Incensed at the assault on their homeland, hundreds of thousands of patriotic citizens rushed to recruiting offices everywhere, among them blacks, Asians, Latinos and other minorities. As desperate as the country was for manpower, however, these volunteers were often thanked for their loyalty by being shunted off to a variety of unglamorous units and assignments. Military officials clung stubbornly to the racial stereotypes that permeated the country at the time, refusing to integrate the armed forces. With America fighting for its life, they insisted, they were too busy to engage in "social experiments."

U.S. military leaders, of course, weren't the only ones to feel that way. Until Pearl Harbor and then Adolf Hitler's declaration of war on the United States, Great Britain pretty much had stood alone against Nazi Germany. Facing dire manpower shortages of his own, Prime Minister Winston Churchill turned to Britain's dominions for assistance, and as they had done in all the empire's previous wars, the colonies answered the call. However, though the native volunteers were all citizens of the empire, more often than not they were placed in segregated units.

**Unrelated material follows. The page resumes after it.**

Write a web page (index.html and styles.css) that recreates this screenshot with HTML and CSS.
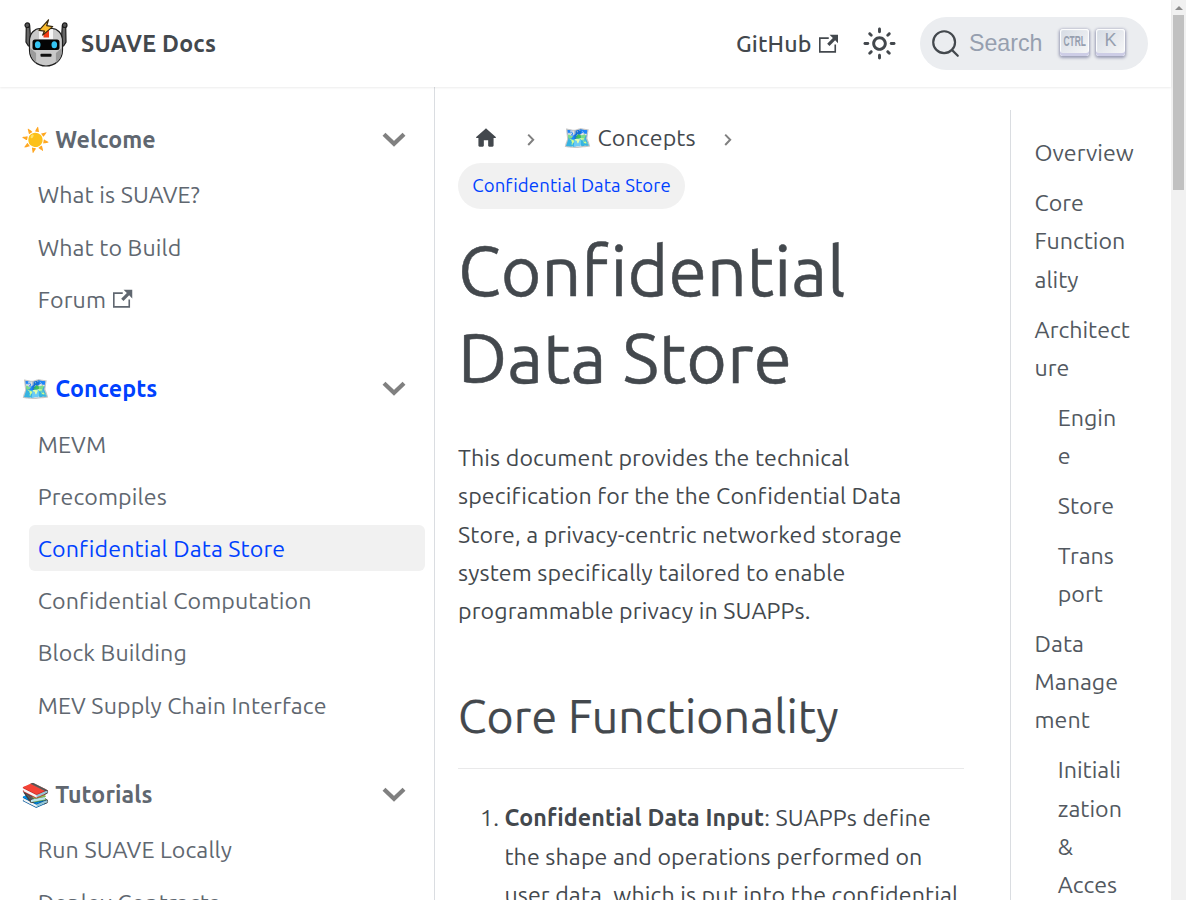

But it quickly became apparent that this was a different war. In 1942, as reports of Jewish internees being shipped to extermination camps and Russian civilians having to endure horrible excesses at the hands of German invaders began to reach the Allied powers, they realized that more was at stake than boundaries on a map. This was a war that pitted democratic governments against Fascist dictatorships espousing frightening racial theories.

Seeing this as an opportunity to reverse decades — or even centuries — of discrimination or indifference, the leaders of minority and native populations around the free world began to ask, "How can governments fight fascism abroad while ignoring injustice at home?" It was a simple question that laid bare the hypocrisy of outdated notions of racial inferiority and, at least for the nation's armed forces, registered the first cracks in long- established color barriers.

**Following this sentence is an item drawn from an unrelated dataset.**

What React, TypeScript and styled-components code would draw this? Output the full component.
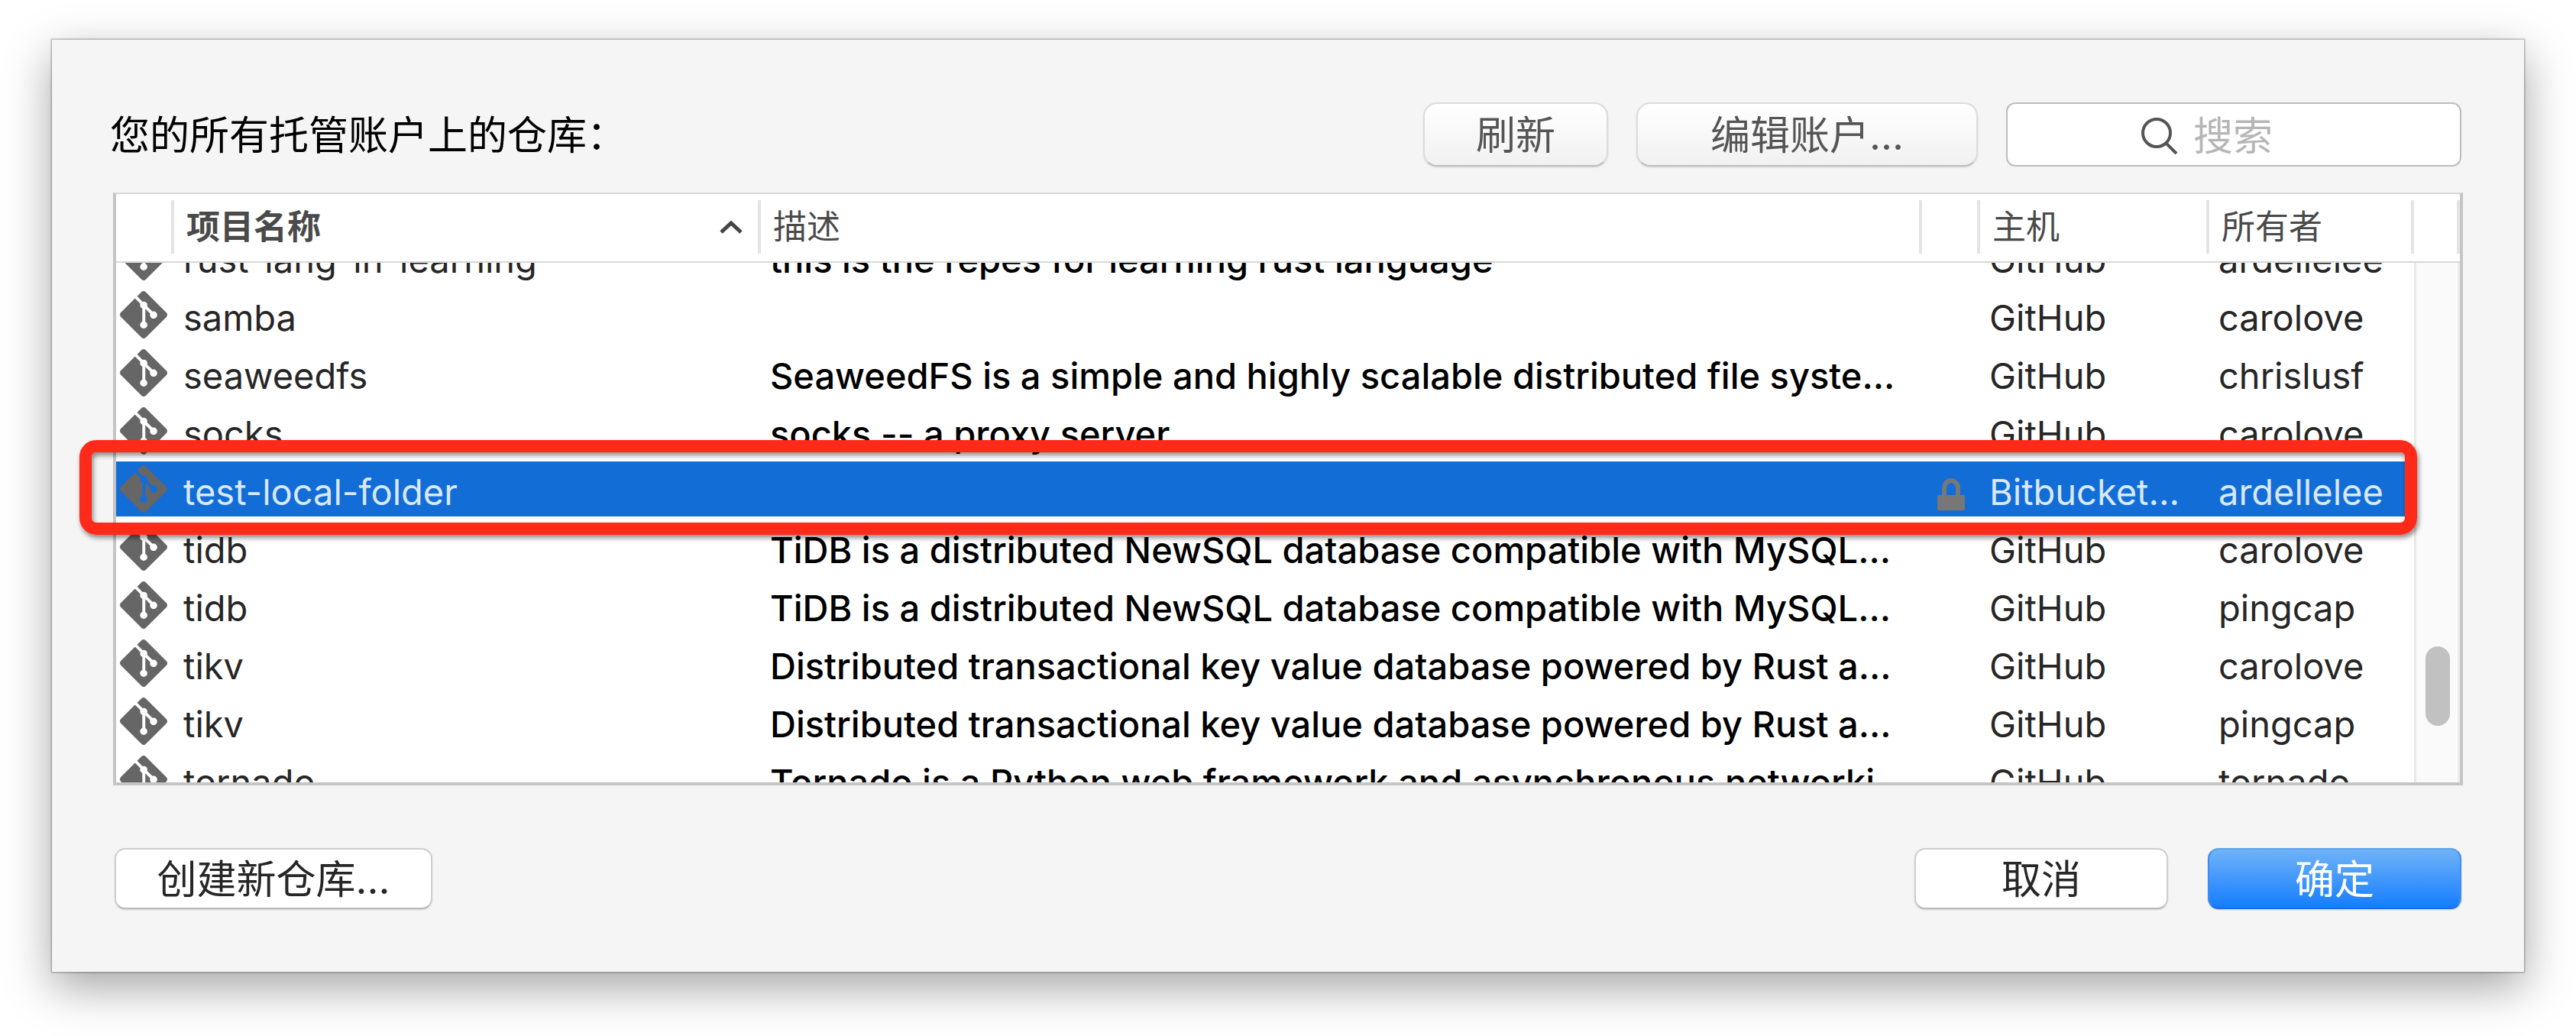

In the United States, minority leaders began to speak out for greater rights and demanded that all Americans be treated as full citizens. Black leaders pushed the Roosevelt administration to provide greater opportunities for African Americans in uniform and in industry. This pressure, along with mounting casualties, led to the creation of several black combat groups, among them the Tuskegee Airmen and the 761st Tank Destroyer Battalion. It even led to experiments with full integration (see "Blood for Dignity," P. 26). By the end of the war, more than 1 million African Americans had served in uniform.

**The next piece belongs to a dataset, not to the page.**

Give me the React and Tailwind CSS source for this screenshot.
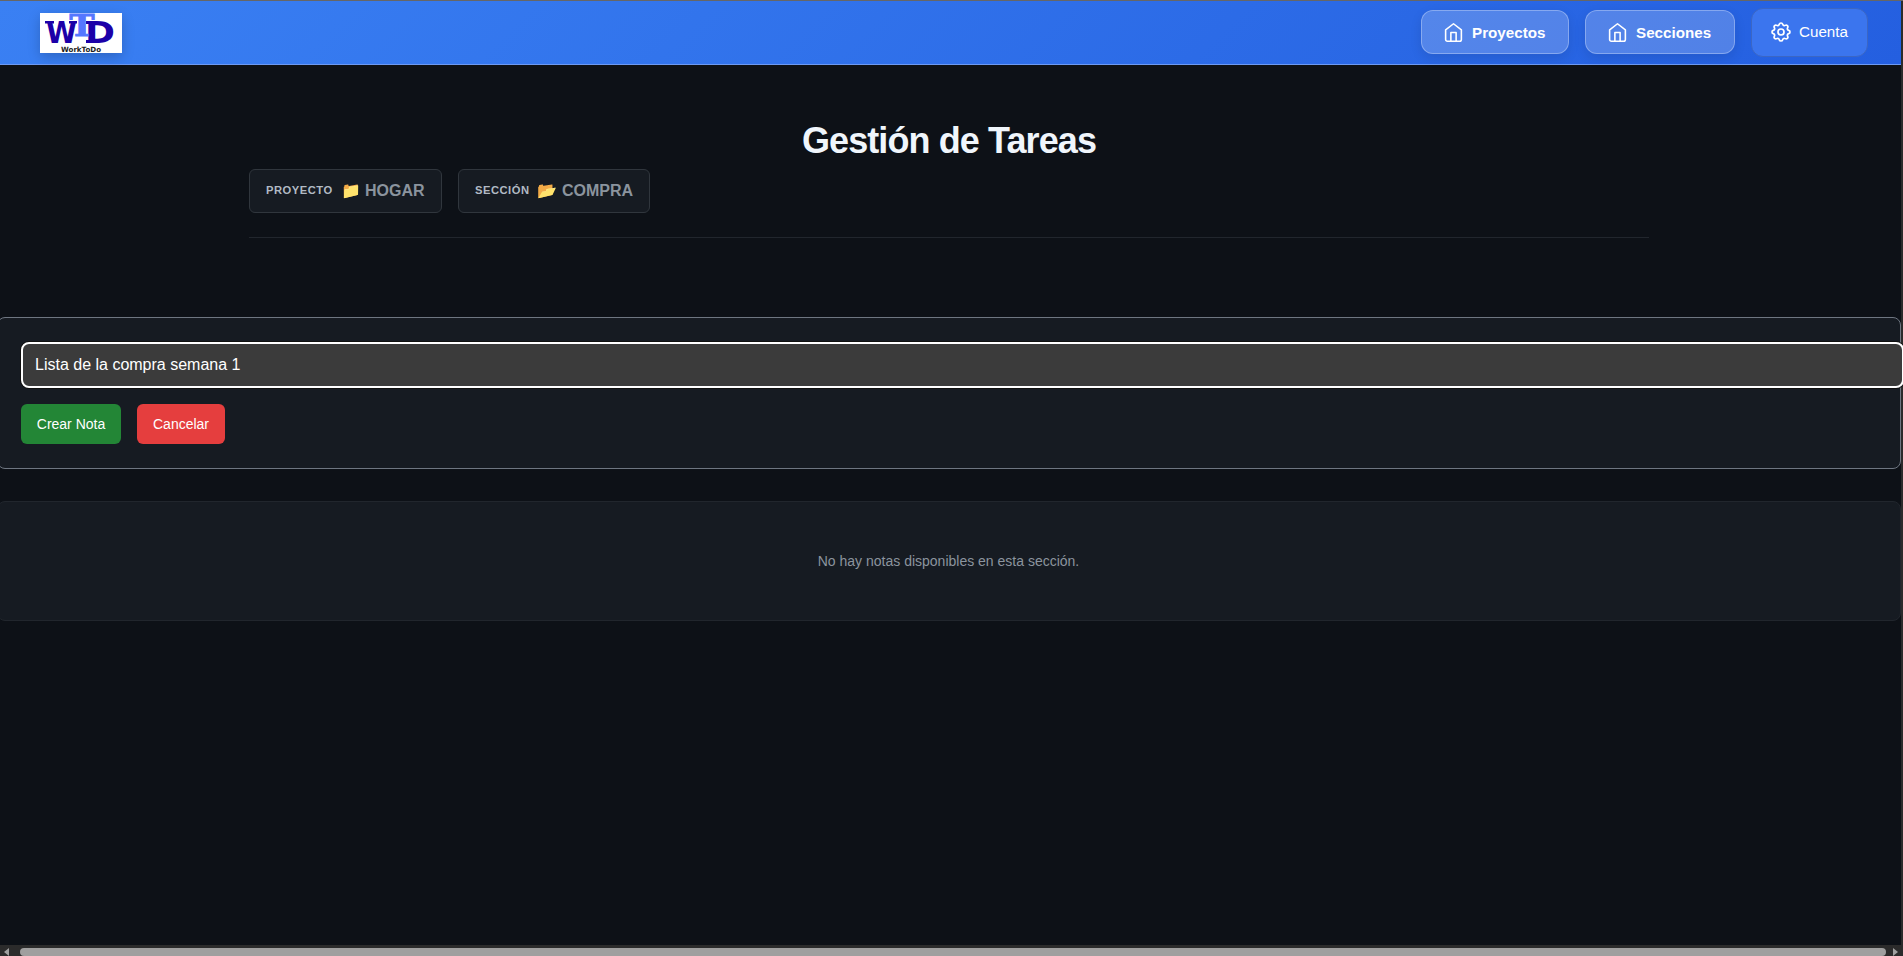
import React from "react";
import { HiOutlineCog } from "react-icons/hi";

function HomeIcon() {
  return (
    <svg className="h-[21px] w-[21px]" viewBox="0 0 24 24" fill="none" stroke="currentColor" strokeWidth="1.8" strokeLinecap="round" strokeLinejoin="round">
      <path d="M3 9l9-7 9 7v11a2 2 0 0 1-2 2H5a2 2 0 0 1-2-2z" />
      <polyline points="9 22 9 12 15 12 15 22" />
    </svg>
  );
}

function Logo() {
  return (
    <svg className="h-10 w-[82px] shadow-[0_4px_12px_rgba(0,0,0,0.2)]" viewBox="0 0 82 40">
      <rect width="82" height="40" fill="#fff" />
      <g fontFamily="'DejaVu Sans'" fontWeight="bold" fill="#1c00a8">
        <text x="6" y="30" fontSize="30" textLength="31" lengthAdjust="spacingAndGlyphs">W</text>
        <text x="45" y="30" fontSize="30" textLength="30" lengthAdjust="spacingAndGlyphs">D</text>
        <path d="M5 8h9v2.5H5zM29 8h8v2.5h-8zM46 8h6v3h-6zM46 27h6v3h-6z" />
      </g>
      <text x="29.5" y="22.5" fontFamily="'DejaVu Serif'" fontWeight="bold" fontSize="29" fill="#5577ff" stroke="#5577ff" strokeWidth="0.9" textLength="25" lengthAdjust="spacingAndGlyphs">T</text>
      <text x="21" y="38.5" fontFamily="'DejaVu Sans'" fontWeight="bold" fontSize="7.2" fill="#222" textLength="40" lengthAdjust="spacingAndGlyphs">WorkToDo</text>
    </svg>
  );
}

function NavButton({ label, className }) {
  return (
    <button className={`flex h-11 items-center gap-2 rounded-xl border border-white/30 bg-white/20 pl-[21px] text-[15.2px] font-bold text-white shadow-[0_4px_12px_rgba(0,0,0,0.1)] ${className}`}>
      <HomeIcon />
      <span className="pt-0.5">{label}</span>
    </button>
  );
}

function Crumb({ label, icon, name, className }) {
  return (
    <div className={`flex h-11 items-center rounded-md border border-[#30363d] bg-[#161b22] pl-4 ${className}`}>
      <span className="mr-2 pb-px text-[11.2px] font-bold tracking-[0.5px] text-[#b1bac4]">{label}</span>
      <span className="whitespace-pre text-base font-bold text-[#8b949e]">{icon} {name}</span>
    </div>
  );
}

export default function App() {
  return (
    <div className="flex h-[956px] w-[1903px] flex-col overflow-hidden border-t border-[#666] bg-[#0d1117] font-['Liberation_Sans',sans-serif]">
      <div className="flex h-[944px]">
        <div className="flex w-[1901px] shrink-0 flex-col">
          <header className="flex h-16 shrink-0 items-center border-b border-[#6d9af3] bg-[linear-gradient(135deg,#3a80f3_0%,#245fe0_100%)] pl-10">
            <Logo />
            <div className="mb-px ml-auto mr-[33px] flex items-center gap-4">
              <NavButton label="Proyectos" className="w-[148px]" />
              <NavButton label="Secciones" className="w-[150px]" />
              <button className="flex h-[49px] w-[117px] items-center gap-1.5 rounded-xl border border-[#3b66c4] bg-[#3b75ee] pl-[17px] text-[15.2px] text-white">
                <HiOutlineCog className="h-6 w-6 [&_path]:stroke-[1.7]" />
                <span>Cuenta</span>
              </button>
            </div>
          </header>
          <section className="ml-[249px] mt-[52px] flex h-[121px] w-[1400px] flex-col border-b border-[#21262d]">
            <h1 className="h-[52px] text-center text-[36px] font-bold leading-[47px] tracking-[-0.9px] text-[#f0f6fc]">Gestión de Tareas</h1>
            <div className="flex gap-4">
              <Crumb label="PROYECTO" icon="📁" name="HOGAR" className="w-[193px]" />
              <Crumb label="SECCIÓN" icon="📂" name="COMPRA" className="w-[192px]" />
            </div>
          </section>
          <section className="-ml-[3px] mt-[79px] h-[152px] w-[1904px] rounded-lg border border-[#6e7681] bg-[#161b22] pl-[23px] pt-6">
            <div className="relative z-10 flex h-[46px] w-[1883px] items-center rounded-lg border-2 border-white bg-[#3b3b3b] pl-3 text-base text-white shadow-[0_0_0_1px_#101010]">
              Lista de la compra semana 1
            </div>
            <div className="mt-4 flex gap-4 text-sm text-white">
              <button className="h-10 w-[100px] rounded-md bg-[#238636]">Crear Nota</button>
              <button className="h-10 w-[88px] rounded-md bg-[#e53e3e]">Cancelar</button>
            </div>
          </section>
          <section className="-ml-[3px] mt-8 flex h-[120px] w-[1904px] items-center justify-center rounded-lg border border-[#21262d] bg-[#161b22] pr-px text-sm text-[#8b949e]">
            No hay notas disponibles en esta sección.
          </section>
        </div>
        <div className="w-0.5 shrink-0 bg-[#2b2b2b]" />
      </div>
      <div className="flex h-[11px] items-start bg-[#2b2b2b] pt-[3px] text-[#a0a0a0]">
        <svg className="ml-1 h-2 w-[5px]" viewBox="0 0 5 8"><path d="M5 0v8L0 4z" fill="currentColor" /></svg>
        <div className="ml-[11px] h-2 w-[1866px] rounded-[4px] bg-[#9f9f9f]" />
        <svg className="ml-[7px] h-2 w-[5px]" viewBox="0 0 5 8"><path d="M0 0v8l5-4z" fill="currentColor" /></svg>
      </div>
    </div>
  );
}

Without the help of these men and women, the war would not have been won. Once it was, however, the genie could not be put back in the bottle. The millions who had helped defeat fascism would not placidly return to their roles as subjects or second-class citizens. As Michael Gambone pointed out in The Greatest Generation Comes Home: "World War II became the launching pad for the modern Civil Rights movement. Its ranks were populated and stiffened by the same veterans who had sacrificed their lives and their youth for a better America. When they returned, their expectations began on that basic point."